Isso quer dizer que a fome afetiva se manifesta quando você sente falta de afeto em geral, ou falta de afeto de forma específica. Pode ser que sua avó costumava fazer uma cuca de canela toda especial, e que você tenha vontade de comer essa receita para se lembrar dela e de momentos especiais da sua infância. Isso é fome afetiva. Pode ser que você sinta fome afetiva de um pastel na feira com caldo de cana, porque te lembra uma época em que a vida era mais simples. Ou que sinta vontade de comer milho com manteiga na praia, porque te lembra a sensação de relaxamento e férias. Pelos exemplos que eu dei, você já imagina que isso pode ir longe né? Comer com prazer, em busca de alimento para a alma, para a emoção e o corpo, não está errado e não há nenhum problema nisso, pelo contrário. É totalmente natural.


Qual o problema da fome afetiva? Na verdade, em condições saudáveis psicológicas, nenhum. Ela vai estar presente todos os dias, nas refeições habituais com a família, quando você comerá por prazer, não só da comida, mas da companhia e da interação social. Nesse momento, não só seu corpo é alimentado, mas seu psicológico e seu emocional também, e tudo funciona perfeitamente. De vez em quando, você sentirá vontade de se lembrar de alguma situação ou pessoa, e buscará determinado alimento (como a cuca de canela ou a espiga de milho do meu exemplo). Nenhuma dessas situações irá levar você a comer demais, perder o contato com suas necessidades biológicas, ou com seu corpo.


Por outro lado, o que acontece quando você tem uma carência constante de afeto? Aí o emparelhamento de estímulos será disparado de forma disfuncional. Ou seja, você irá constantemente buscar no alimento o afeto que falta na sua vida. Pode ser que sua família não se reúna pra comer, ou que o momento da refeição é tenso. Ou que cada um fique com seu celular ou assista TV e ninguém realmente partilhe afeto nesse momento. Pode ser que você tem uma carência de afeto por uma mãe que se foi, por um amor que não veio, ou por uma vida que já foi boa e agora não parece mais valer a pena. Aí sim, você está tentando suprir um afeto com comida de forma disfuncional. Agora sim você irá comer em excesso, ou mais doces, ou comer muita comida de paladar infantilizado, tudo em busca de um afeto que te falta.
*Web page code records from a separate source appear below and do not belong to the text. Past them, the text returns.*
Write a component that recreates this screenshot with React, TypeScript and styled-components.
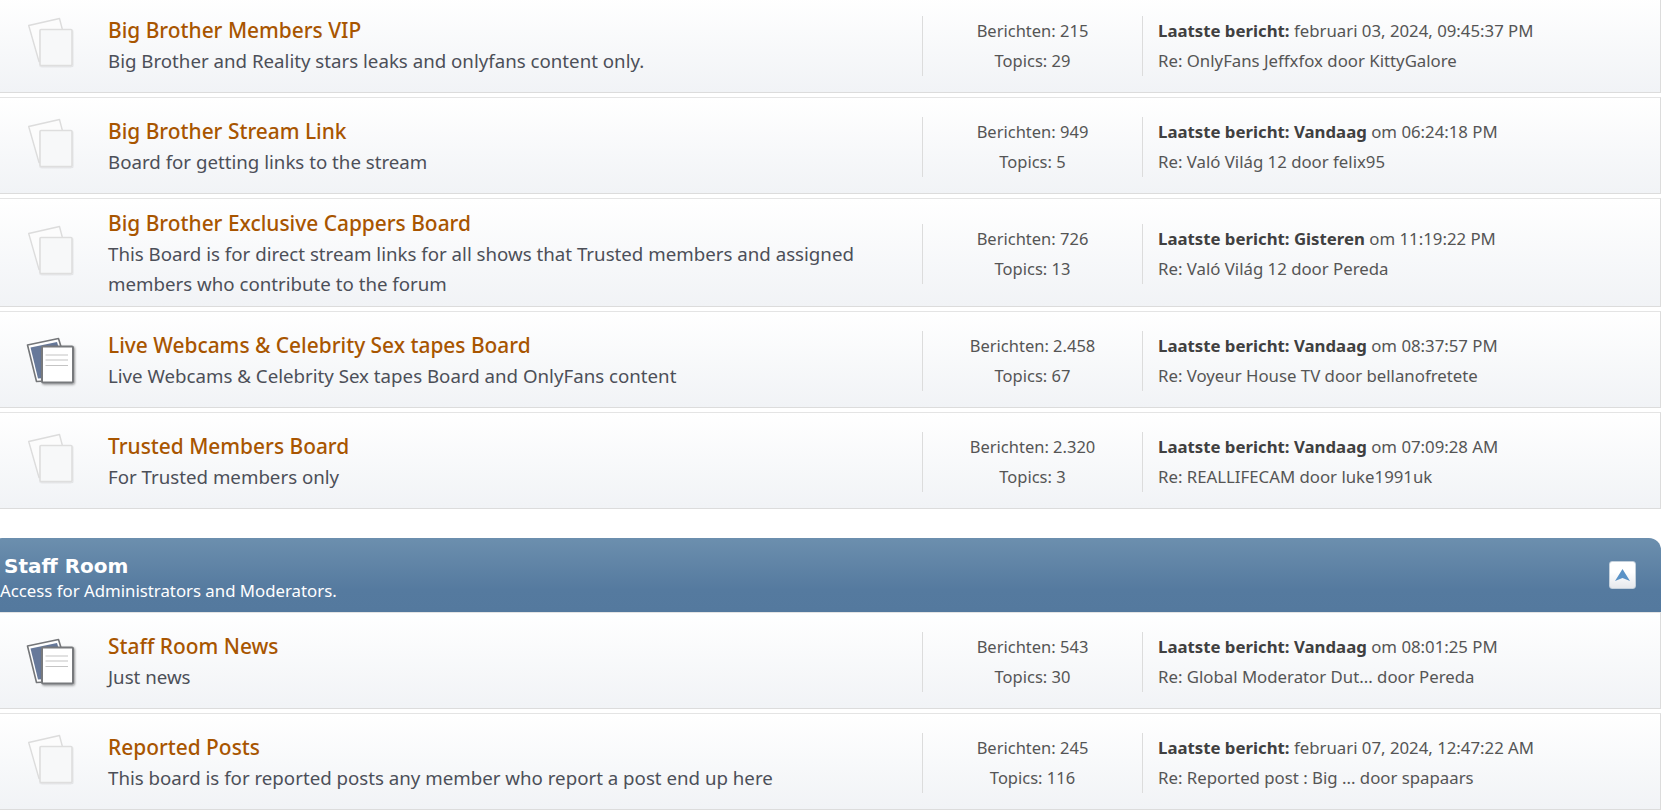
import styled, { createGlobalStyle } from "styled-components";

const GlobalStyle = createGlobalStyle`
    html, body {
        margin: 0;
        padding: 0;
        height: 810px;
        overflow: hidden;
        background: #fff;
        font-family: "Noto Sans", "Open Sans", sans-serif;
    }
`;

const Page = styled.div`
    width: 1671px;
    margin: -4px 0 0 -10px;
`;

const Row = styled.div`
    display: flex;
    align-items: center;
    box-sizing: border-box;
    min-height: 96.5px;
    padding: 8.75px 0 6.75px 29px;
    margin-bottom: 4.5px;
    background: linear-gradient(#fff, #f1f3f6);
    border: 1px solid #dcdcdc;
    border-top-color: #e4e4e4;
`;

const IconBox = styled.svg`
    width: 64px;
    height: 64px;
    flex: none;
    margin-right: 24px;
`;

const Info = styled.div`
    flex: 1;
    padding-right: 50px;
    min-width: 0;
`;

const Title = styled.a`
    display: block;
    font-size: 20.9px;
    line-height: 31px;
    font-weight: 500;
    color: #a85500;
    text-decoration: none;
`;

const Description = styled.p`
    margin: 0;
    font-size: 18.7px;
    line-height: 30px;
    color: #4c4f58;
`;

const Stats = styled.div`
    flex: none;
    box-sizing: border-box;
    width: 220px;
    margin-top: 2px;
    border-left: 1px solid #dcdcdc;
    text-align: center;
    font-size: 16.5px;
    line-height: 30px;
    color: #555;
`;

const LastPost = styled.div`
    flex: none;
    box-sizing: border-box;
    width: 518px;
    margin-top: 2px;
    padding-left: 15px;
    border-left: 1px solid #dcdcdc;
    font-size: 16.8px;
    line-height: 30px;
    color: #555;

    strong {
        font-weight: 700;
        color: #404040;
    }
`;

const SectionHeader = styled.div`
    display: flex;
    align-items: center;
    justify-content: space-between;
    box-sizing: border-box;
    height: 74px;
    margin-top: 29.5px;
    padding: 0 25px 0 10px;
    border-radius: 12px 12px 0 0;
    background: linear-gradient(#6c8fae 0%, #557a9f 70%, #54799e 100%);
    color: #fff;
`;

const SectionText = styled.div`
    padding-top: 6px;
`;

const SectionName = styled.div`
    padding-left: 4px;
    font-family: "DejaVu Sans", sans-serif;
    font-size: 20px;
    line-height: 26px;
    font-weight: 700;
`;

const SectionNote = styled.div`
    font-size: 16.8px;
    line-height: 24px;
`;

const Collapse = styled.button`
    display: flex;
    align-items: center;
    justify-content: center;
    width: 27px;
    height: 28px;
    padding: 0;
    border: 1px solid #c3d0dc;
    border-radius: 3px;
    background: linear-gradient(#fff 40%, #e6e8ec);
`;

function ActiveIcon() {
    return (
        <IconBox viewBox="0 0 64 64">
            <defs>
                <filter id="shadowOn" x="-20%" y="-20%" width="140%" height="140%">
                    <feDropShadow dx="1" dy="1.2" stdDeviation="0.8" floodColor="#000" floodOpacity="0.4" />
                </filter>
            </defs>
            <path
                d="M7.5 17 L38.5 10.5 L42 22 L26 53 L16.5 53.5 Z"
                fill="#fff"
                stroke="#747679"
                strokeWidth="1.6"
                strokeLinejoin="round"
            />
            <path d="M10.5 19.5 L37 14 L40 24 L24 50 L18 50.5 Z" fill="#67799a" />
            <rect x="22" y="18.5" width="31" height="36" rx="1" fill="#fff" stroke="#77797c" strokeWidth="2" filter="url(#shadowOn)" />
            <path d="M25.5 27 H48 M25.5 32 H48 M25.5 37.5 H48" stroke="#c4c4c4" strokeWidth="1.2" fill="none" />
        </IconBox>
    );
}

function IdleIcon() {
    return (
        <IconBox viewBox="0 0 64 64">
            <defs>
                <filter id="shadowOff" x="-20%" y="-20%" width="140%" height="140%">
                    <feDropShadow dx="0.4" dy="1" stdDeviation="0.7" floodColor="#000" floodOpacity="0.12" />
                </filter>
            </defs>
            <path
                d="M8.7 12.5 L39.5 5.5 L42.5 17 L26 47.5 L19 48.5 Z"
                fill="#fcfcfc"
                stroke="#dcdcdc"
                strokeWidth="1.4"
                strokeLinejoin="round"
            />
            <rect x="20" y="16.5" width="32" height="36" rx="1" fill="#f7f8f9" stroke="#dedede" strokeWidth="1.6" filter="url(#shadowOff)" />
        </IconBox>
    );
}

type Board = {
    title: string;
    description: string;
    active?: boolean;
    posts: string;
    topics: string;
    when: string;
    whenBold?: string;
    last: string;
};

const firstBoards: Board[] = [
    { title: "Big Brother Members VIP", description: "Big Brother and Reality stars leaks and onlyfans content only.", posts: "215", topics: "29", when: "februari 03, 2024, 09:45:37 PM", last: "Re: OnlyFans Jeffxfox door KittyGalore" },
    { title: "Big Brother Stream Link", description: "Board for getting links to the stream", posts: "949", topics: "5", whenBold: "Vandaag", when: "om 06:24:18 PM", last: "Re: Való Világ 12 door felix95" },
    { title: "Big Brother Exclusive Cappers Board", description: "This Board is for direct stream links for all shows that Trusted members and assigned members who contribute to the forum", posts: "726", topics: "13", whenBold: "Gisteren", when: "om 11:19:22 PM", last: "Re: Való Világ 12 door Pereda" },
    { title: "Live Webcams & Celebrity Sex tapes Board", description: "Live Webcams & Celebrity Sex tapes Board and OnlyFans content", active: true, posts: "2.458", topics: "67", whenBold: "Vandaag", when: "om 08:37:57 PM", last: "Re: Voyeur House TV door bellanofretete" },
    { title: "Trusted Members Board", description: "For Trusted members only", posts: "2.320", topics: "3", whenBold: "Vandaag", when: "om 07:09:28 AM", last: "Re: REALLIFECAM door luke1991uk" },
];

const staffBoards: Board[] = [
    { title: "Staff Room News", description: "Just news", active: true, posts: "543", topics: "30", whenBold: "Vandaag", when: "om 08:01:25 PM", last: "Re: Global Moderator Dut... door Pereda" },
    { title: "Reported Posts", description: "This board is for reported posts any member who report a post end up here", posts: "245", topics: "116", when: "februari 07, 2024, 12:47:22 AM", last: "Re: Reported post : Big ... door spapaars" },
];

function BoardRow({ board }: { board: Board }) {
    return (
        <Row>
            {board.active ? <ActiveIcon /> : <IdleIcon />}
            <Info>
                <Title href="#">{board.title}</Title>
                <Description>{board.description}</Description>
            </Info>
            <Stats>
                <div>Berichten: {board.posts}</div>
                <div>Topics: {board.topics}</div>
            </Stats>
            <LastPost>
                <div>
                    <strong>Laatste bericht:{board.whenBold ? ` ${board.whenBold}` : ""}</strong> {board.when}
                </div>
                <div>{board.last}</div>
            </LastPost>
        </Row>
    );
}

export default function App() {
    return (
        <Page>
            <GlobalStyle />
            {firstBoards.map((b) => (
                <BoardRow key={b.title} board={b} />
            ))}
            <SectionHeader>
                <SectionText>
                    <SectionName>Staff Room</SectionName>
                    <SectionNote>Access for Administrators and Moderators.</SectionNote>
                </SectionText>
                <Collapse aria-label="collapse">
                    <svg width="15" height="12" viewBox="0 0 15 12">
                        <path d="M7.5 0 L15 12 L7.5 9 L0 12 Z" fill="#5b93c7" />
                    </svg>
                </Collapse>
            </SectionHeader>
            {staffBoards.map((b) => (
                <BoardRow key={b.title} board={b} />
            ))}
        </Page>
    );
}
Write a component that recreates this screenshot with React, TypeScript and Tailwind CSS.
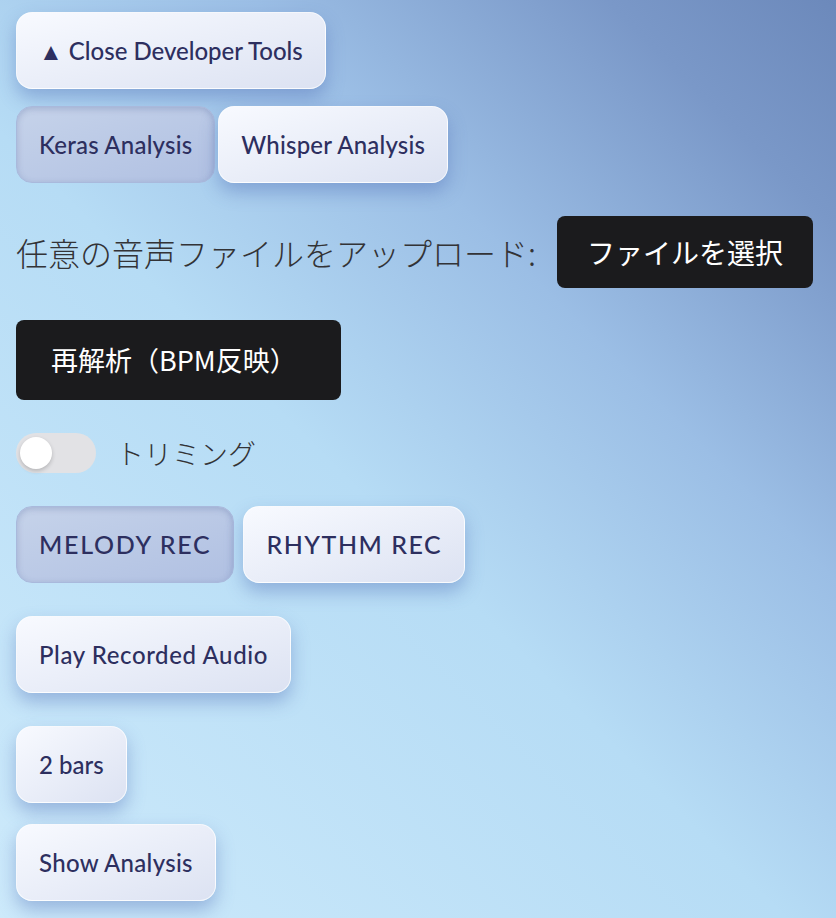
import { useState } from 'react';

const glassBtn =
  'rounded-[16px] border border-white/70 bg-gradient-to-br from-[#f8faff] to-[#dce2f2] px-[22px] py-[21px] text-[24px] leading-[33px] font-medium text-[#2d2f5f] shadow-[0_9px_18px_rgba(70,100,175,0.38)] whitespace-nowrap';

const activeBtn =
  'rounded-[16px] border border-[#a9b9dc] bg-gradient-to-br from-[#c6d3ea] to-[#b0c0e2] px-[22px] py-[21px] text-[24px] leading-[33px] font-medium text-[#2d2f5f] shadow-[inset_0_2px_6px_rgba(60,80,140,0.25)] whitespace-nowrap';

const latin = { fontFamily: 'Lato, "Noto Sans", sans-serif' };
const jp = { fontFamily: '"Noto Sans CJK JP", "Noto Sans", sans-serif' };

const App = () => {
  const [mode, setMode] = useState<'keras' | 'whisper'>('keras');
  const [rec, setRec] = useState<'melody' | 'rhythm'>('melody');
  const [trim, setTrim] = useState(false);

  return (
    <div
      className="min-h-screen w-full bg-[linear-gradient(45deg,#cdeafb_0%,#b6dcf5_45%,#9bbee5_67%,#7a98c8_87%,#6c89bb_100%)] px-4 pt-[12px] pb-6"
      style={latin}
    >
      <div className="flex flex-col items-start">
        <button className={glassBtn}>▲ Close Developer Tools</button>

        <div className="mt-[17px] flex items-center gap-[3px]">
          <button
            className={`${mode === 'keras' ? activeBtn : glassBtn} tracking-[0.2px]`}
            onClick={() => setMode('keras')}
          >
            Keras Analysis
          </button>
          <button
            className={`${mode === 'whisper' ? activeBtn : glassBtn} tracking-[0.2px]`}
            onClick={() => setMode('whisper')}
          >
            Whisper Analysis
          </button>
        </div>

        <div className="mt-[33px] flex items-center gap-[21px]" style={jp}>
          <span className="text-[32px] font-light text-[#333336]">
            任意の音声ファイルをアップロード:
          </span>
          <button className="h-[72px] rounded-[8px] bg-[#1b1b1d] px-[30px] text-[28px] text-white">
            ファイルを選択
          </button>
        </div>

        <button
          className="mt-[32px] h-[80px] rounded-[8px] bg-[#1b1b1d] pl-[35px] pr-[44px] text-[27px] text-white"
          style={jp}
        >
          再解析（BPM反映）
        </button>

        <div className="mt-[32px] flex items-center gap-[20px]" style={jp}>
          <button
            onClick={() => setTrim(!trim)}
            className={`flex h-[40px] w-[80px] items-center rounded-full px-[4px] ${
              trim ? 'justify-end bg-[#4a90e2]' : 'justify-start bg-[#e2e2e5]'
            }`}
          >
            <span className="h-[32px] w-[32px] rounded-full bg-white shadow-[0_2px_4px_rgba(0,0,0,0.2)]" />
          </button>
          <span className="text-[28px] font-light text-[#333336]">トリミング</span>
        </div>

        <div className="mt-[32px] flex items-center gap-[9px]">
          <button
            className={`${rec === 'melody' ? activeBtn : glassBtn} text-[25px] tracking-[1.7px]`}
            onClick={() => setRec('melody')}
          >
            MELODY REC
          </button>
          <button
            className={`${rec === 'rhythm' ? activeBtn : glassBtn} text-[25px] tracking-[1.5px]`}
            onClick={() => setRec('rhythm')}
          >
            RHYTHM REC
          </button>
        </div>

        <button className={`mt-[33px] ${glassBtn} tracking-[0.6px]`}>Play Recorded Audio</button>

        <button className={`mt-[33px] ${glassBtn}`}>2 bars</button>

        <button className={`mt-[21px] ${glassBtn} tracking-[0.3px]`}>Show Analysis</button>
      </div>
    </div>
  );
};

export default App;
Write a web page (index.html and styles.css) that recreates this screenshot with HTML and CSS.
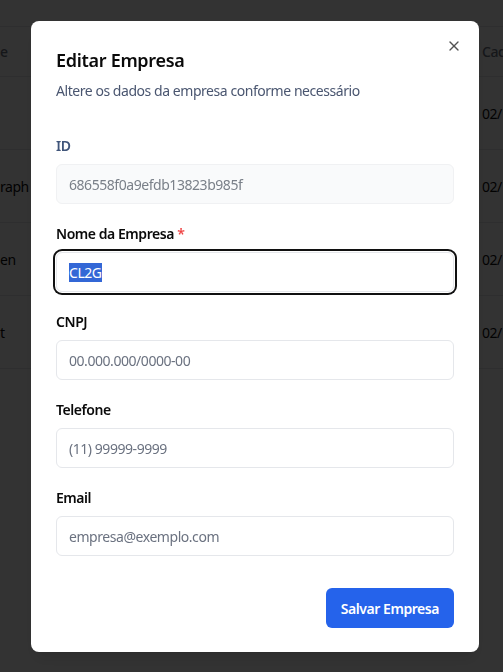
FILE: index.html
```html
<!DOCTYPE html>
<html lang="pt-BR">
<head>
<meta charset="utf-8">
<title>Editar Empresa</title>
<link rel="stylesheet" href="styles.css">
</head>
<body>
<main class="page">
  <div class="table">
    <div class="row head">
      <div class="cell name">e</div>
      <div class="cell mid"></div>
      <div class="cell date">Cad</div>
    </div>
    <div class="row">
      <div class="cell name"></div>
      <div class="cell mid"></div>
      <div class="cell date">02/</div>
    </div>
    <div class="row">
      <div class="cell name">raph</div>
      <div class="cell mid"></div>
      <div class="cell date">02/</div>
    </div>
    <div class="row">
      <div class="cell name">en</div>
      <div class="cell mid"></div>
      <div class="cell date">02/</div>
    </div>
    <div class="row">
      <div class="cell name">t</div>
      <div class="cell mid"></div>
      <div class="cell date">02/</div>
    </div>
  </div>
</main>
<div class="overlay"></div>
<div class="dialog" role="dialog" aria-labelledby="dlg-title">
  <button class="close" type="button" aria-label="Fechar">
    <svg viewBox="0 0 24 24" width="16" height="16" fill="none" stroke="currentColor" stroke-width="2" stroke-linecap="round" stroke-linejoin="round"><path d="M18 6 6 18"/><path d="m6 6 12 12"/></svg>
  </button>
  <header class="dialog-header">
    <h2 id="dlg-title" class="dialog-title">Editar Empresa</h2>
    <p class="dialog-desc">Altere os dados da empresa conforme necessário</p>
  </header>
  <form class="form">
    <div class="field">
      <label class="label label-muted" for="f-id">ID</label>
      <input class="input input-disabled" id="f-id" value="686558f0a9efdb13823b985f" disabled>
    </div>
    <div class="field">
      <label class="label" for="f-nome">Nome da Empresa <span class="req">*</span></label>
      <input class="input input-focus" id="f-nome" value="CL2G">
    </div>
    <div class="field">
      <label class="label" for="f-cnpj">CNPJ</label>
      <input class="input" id="f-cnpj" placeholder="00.000.000/0000-00">
    </div>
    <div class="field">
      <label class="label" for="f-tel">Telefone</label>
      <input class="input" id="f-tel" placeholder="(11) 99999-9999">
    </div>
    <div class="field">
      <label class="label" for="f-email">Email</label>
      <input class="input" id="f-email" placeholder="empresa@exemplo.com">
    </div>
    <div class="actions">
      <button class="btn-primary" type="button">Salvar Empresa</button>
    </div>
  </form>
</div>
<script src="app.js"></script>
</body>
</html>
```

FILE: styles.css
```css
* { box-sizing: border-box; }
html, body { margin: 0; padding: 0; }
body {
  font-family: "Noto Sans", "Open Sans", sans-serif;
  background: #ffffff;
  color: #0a0a0a;
  width: 503px;
  height: 672px;
  overflow: hidden;
  letter-spacing: -0.45px;
}
.page { padding-top: 26px; }
.table { border-top: 1px solid #e5e7eb; }
.row {
  display: grid;
  grid-template-columns: 40px 442px 21px;
  height: 73px;
  border-bottom: 1px solid #e5e7eb;
  align-items: center;
  font-size: 14px;
}
.row.head { height: 50px; color: #6b7280; font-weight: 500; }
.cell { white-space: nowrap; overflow: hidden; }
.overlay {
  position: fixed;
  inset: 0;
  background: rgba(0, 0, 0, 0.8);
}
.dialog {
  position: fixed;
  left: 31px;
  top: 21px;
  width: 448px;
  padding: 24px 25px;
  background: #ffffff;
  border-radius: 8px;
  box-shadow: 0 10px 15px -3px rgba(0,0,0,.1), 0 4px 6px -4px rgba(0,0,0,.1);
}
.close {
  position: absolute;
  top: 17px;
  right: 17px;
  width: 16px;
  height: 16px;
  padding: 0;
  border: 0;
  background: none;
  color: #0a0a0a;
  opacity: .7;
  display: flex;
}
.dialog-header { padding-top: 1px; }
.dialog-title {
  margin: 0;
  font-size: 18px;
  line-height: 28px;
  font-weight: 600;
  color: #0a0a0a;
  letter-spacing: -0.3px;
}
.dialog-desc {
  margin: 7px 0 0;
  font-size: 14px;
  line-height: 20px;
  color: #4a5670;
}
.form {
  margin-top: 35px;
  display: flex;
  flex-direction: column;
  gap: 20px;
}
.field { display: flex; flex-direction: column; gap: 8px; }
.label {
  font-size: 14px;
  line-height: 20px;
  font-weight: 600;
  color: #0a0a0a;
}
.label-muted { color: #40557a; }
.req { color: #ef4444; }
.input {
  height: 40px;
  width: 100%;
  border: 1px solid #e5e7eb;
  border-radius: 6px;
  padding: 0 12px;
  font: inherit;
  font-size: 14px;
  letter-spacing: -0.45px;
  color: #0a0a0a;
  background: #ffffff;
  outline: none;
}
.input::placeholder { color: #6b7280; }
.input-disabled { background: #f9fafb; color: #7a8089; border-color: #f0f1f3; }
.input-focus { box-shadow: 0 0 0 1px #ffffff, 0 0 0 3px #101010; }
.input::selection { background: #3367d6; color: #ffffff; }
.actions {
  display: flex;
  justify-content: flex-end;
  margin-top: 12px;
}
.btn-primary {
  height: 40px;
  padding: 0 15px;
  border: 0;
  border-radius: 6px;
  background: #2563eb;
  color: #ffffff;
  font: inherit;
  font-size: 14px;
  font-weight: 600;
  letter-spacing: -0.45px;
}
```

FILE: app.js
```js
var el = document.getElementById('f-nome');
el.focus();
el.select();
```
Esse não é o momento de se preocupar com o peso, entrar em uma dieta, contar calorias, tentar o (vão) autocontrole.


Esse é o momento de buscar ajuda, buscar terapia.


Realizar uma escrita terapêutica, explorando o afeto que te falta. Viver o luto que não foi vivido, quer de uma perda, quer de um divórcio, de um desemprego. Elaborar questões que não estão sendo elaboradas, para suprir o afeto que está, de forma automática, sendo buscado no alimento.


Perceba que o problema não é engordar, o problema não é a comida. É o afeto que está precisando ser suprido de forma disfuncional. Resolva o afeto e você resolverá seu problema com a comida e com a balança!